Attractor dynamics to fuse strongly perturbed sensor data

Presents a new approach to multi-sensor fusion which is based on coupled nonlinear attractor dynamics. The state of the dynamics represents the fused estimate of a physical entity measured by multiple sensors. Each sensor-reading but also general expert knowledge about the measured system specifies a local stable fixed point (attractor) with a limited basin of attraction of the dynamics. The dynamic state variable converges to a global stable state which is the systems fused estimate. For the example of measuring the oil film thickness on seawater by means of multispectral radiometer measurements gathered during flights across a polluted area, the authors show that their approach is particularly useful for fusing multimodal strongly perturbed sensor data.

Population Coding in Cat Visual Cortex Reveals Nonlinear Interactions as Predicted by a Neural Field Model

We develop population coding ideas toward a general approach to the analysis of cortical function that operationalizes the notion of cooperativity. Neural ensemble activation distributions (population representations) are constructed over a defined stimulus parameter space, in our case the 2-dimensional retinal position of the central visual field. In contrast to classical approaches using receptive field centered stimuli the method presented here requires the stimulation of a whole cell ensemble with an identical common stimulus.
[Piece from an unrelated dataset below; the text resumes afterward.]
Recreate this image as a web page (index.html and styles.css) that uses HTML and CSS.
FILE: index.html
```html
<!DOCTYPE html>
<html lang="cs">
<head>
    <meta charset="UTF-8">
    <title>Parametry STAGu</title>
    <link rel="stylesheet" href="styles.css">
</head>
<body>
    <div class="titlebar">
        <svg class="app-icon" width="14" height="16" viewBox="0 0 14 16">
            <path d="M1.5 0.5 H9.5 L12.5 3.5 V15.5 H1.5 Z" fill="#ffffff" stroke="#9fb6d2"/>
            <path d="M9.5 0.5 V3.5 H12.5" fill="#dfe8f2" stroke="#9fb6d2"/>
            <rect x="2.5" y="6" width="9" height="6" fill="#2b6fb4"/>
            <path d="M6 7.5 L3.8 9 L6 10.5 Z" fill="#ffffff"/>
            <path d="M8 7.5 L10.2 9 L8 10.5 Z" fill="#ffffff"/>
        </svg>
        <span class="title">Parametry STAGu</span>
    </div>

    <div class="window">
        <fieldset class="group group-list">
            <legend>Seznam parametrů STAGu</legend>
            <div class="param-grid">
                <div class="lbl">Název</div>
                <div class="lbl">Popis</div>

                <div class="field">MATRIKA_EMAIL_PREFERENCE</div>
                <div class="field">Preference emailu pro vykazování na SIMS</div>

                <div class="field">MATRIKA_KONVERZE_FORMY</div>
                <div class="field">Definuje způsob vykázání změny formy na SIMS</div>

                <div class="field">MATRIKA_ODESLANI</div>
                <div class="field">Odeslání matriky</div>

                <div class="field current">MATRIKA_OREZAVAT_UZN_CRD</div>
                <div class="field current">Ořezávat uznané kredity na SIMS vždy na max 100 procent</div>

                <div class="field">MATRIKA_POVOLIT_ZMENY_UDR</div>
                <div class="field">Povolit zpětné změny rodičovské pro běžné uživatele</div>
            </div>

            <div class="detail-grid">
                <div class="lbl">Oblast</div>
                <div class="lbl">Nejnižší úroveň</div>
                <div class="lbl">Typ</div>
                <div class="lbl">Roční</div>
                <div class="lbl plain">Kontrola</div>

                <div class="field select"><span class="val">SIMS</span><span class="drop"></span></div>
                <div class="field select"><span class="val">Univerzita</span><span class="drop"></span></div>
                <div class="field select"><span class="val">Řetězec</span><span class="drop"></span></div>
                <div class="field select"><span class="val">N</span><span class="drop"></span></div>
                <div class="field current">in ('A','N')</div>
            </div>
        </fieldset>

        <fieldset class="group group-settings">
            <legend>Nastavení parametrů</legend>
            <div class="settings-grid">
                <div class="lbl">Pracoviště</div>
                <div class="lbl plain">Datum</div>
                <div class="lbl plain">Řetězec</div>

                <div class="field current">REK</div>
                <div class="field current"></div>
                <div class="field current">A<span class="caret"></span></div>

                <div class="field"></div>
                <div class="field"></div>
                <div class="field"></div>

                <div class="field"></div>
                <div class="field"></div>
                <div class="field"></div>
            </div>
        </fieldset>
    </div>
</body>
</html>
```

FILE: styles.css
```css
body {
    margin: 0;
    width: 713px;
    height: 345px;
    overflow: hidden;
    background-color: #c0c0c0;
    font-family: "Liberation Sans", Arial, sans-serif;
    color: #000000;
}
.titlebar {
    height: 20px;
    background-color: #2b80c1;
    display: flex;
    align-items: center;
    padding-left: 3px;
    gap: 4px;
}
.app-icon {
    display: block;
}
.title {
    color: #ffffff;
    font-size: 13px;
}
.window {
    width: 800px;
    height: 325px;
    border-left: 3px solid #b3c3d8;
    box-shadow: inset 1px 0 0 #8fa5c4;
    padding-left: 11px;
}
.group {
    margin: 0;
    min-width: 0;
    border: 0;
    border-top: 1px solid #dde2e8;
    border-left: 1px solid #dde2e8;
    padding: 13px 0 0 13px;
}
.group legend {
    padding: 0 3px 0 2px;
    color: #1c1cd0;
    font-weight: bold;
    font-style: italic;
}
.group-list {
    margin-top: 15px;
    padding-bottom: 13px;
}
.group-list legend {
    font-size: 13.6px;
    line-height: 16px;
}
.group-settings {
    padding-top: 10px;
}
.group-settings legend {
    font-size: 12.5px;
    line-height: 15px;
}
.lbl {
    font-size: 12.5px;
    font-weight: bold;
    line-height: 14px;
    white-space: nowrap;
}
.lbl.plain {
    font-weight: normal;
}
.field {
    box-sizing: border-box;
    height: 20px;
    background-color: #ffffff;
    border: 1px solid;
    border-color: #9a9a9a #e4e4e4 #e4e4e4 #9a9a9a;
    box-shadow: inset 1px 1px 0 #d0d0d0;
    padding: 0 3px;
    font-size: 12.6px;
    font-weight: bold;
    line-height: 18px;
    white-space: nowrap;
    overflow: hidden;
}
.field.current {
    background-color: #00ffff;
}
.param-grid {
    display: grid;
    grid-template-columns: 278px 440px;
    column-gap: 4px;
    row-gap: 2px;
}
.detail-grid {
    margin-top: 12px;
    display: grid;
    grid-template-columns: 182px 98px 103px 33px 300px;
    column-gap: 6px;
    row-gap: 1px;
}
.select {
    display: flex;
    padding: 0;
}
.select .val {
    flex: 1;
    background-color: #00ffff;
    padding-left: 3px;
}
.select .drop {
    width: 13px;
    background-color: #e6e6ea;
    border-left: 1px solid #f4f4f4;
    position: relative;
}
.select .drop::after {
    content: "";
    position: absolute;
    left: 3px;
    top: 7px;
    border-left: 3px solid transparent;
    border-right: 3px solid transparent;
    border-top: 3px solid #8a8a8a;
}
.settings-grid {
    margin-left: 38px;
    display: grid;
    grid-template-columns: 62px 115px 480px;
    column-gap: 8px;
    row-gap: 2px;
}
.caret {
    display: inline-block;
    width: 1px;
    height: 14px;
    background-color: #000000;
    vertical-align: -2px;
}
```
The constructed activation distribution allows a quantitative investigation of activation dynamics and cooperative effects, like lateral inhibition and excitatory interaction. We simulated the data with a continuous neural network model as proposed by Wilson & Cowan [14].

A robust self-calibrating data fusion architecture

The authors present a general mathematical framework for the fusion of noisy sensor data. On the basis of the mathematical theory of dynamical systems they couple the outputs of the sensors to obtain a nonlinearly averaged overall estimate of the physical quantity to measure which automatically discards outliers from the averaging process. Drifts within the time series of single sensors can be compensated through a recalibration by the method of time scale inversion. By means of a unified way of representing information as stable states of a dynamical system it is possible to integrate different sorts of information such as expert knowledge and sensor information smoothly within the data fusion system. They verify the feasibility of their approach on the basis of simulated stochastic data sets and on the basis of data from a study in which the brightness temperature of oil films on sea water was measured. The proposed self-calibrating sensor fusion architecture extends the work they presented at IGARSS 99 in Hamburg (1999).

Multiple classifier system based on attractor dynamics

A new method is proposed for combining outputs of several classifiers. The method is based on the theory of dynamical systems. In our formulation each classifier output represents a forcelet in a phase space of the dynamical system. Depending on interactions (superposition) of forcelets the system can perform in two different regimes: non linear averaging among several classifiers outputs and selection among them. We show that the attractor dynamics method outperforms both the winner takes all algorithm and the single best classifier.

Dynamical systems for sensor fusion and classification

In this paper we show how the dynamic approach to sensor fusion, presented on IGARSS 1999 and IGARSS 2000 can be applied to the problem of classifying noisy sensor data. The idea is to use the output of the dynamic sensor fusion algorithm as input for a system of winner-takes-all dynamics in which different classes compete with each other. In this way, transitions between classes are brought about by bifurcations between stable states of a dynamical system. For the example of classifying sea ice types from SAR image data, we will show that, due to the defined time scale of these bifurcations, the dynamic approach is advantageous for classifying properties of real physical systems.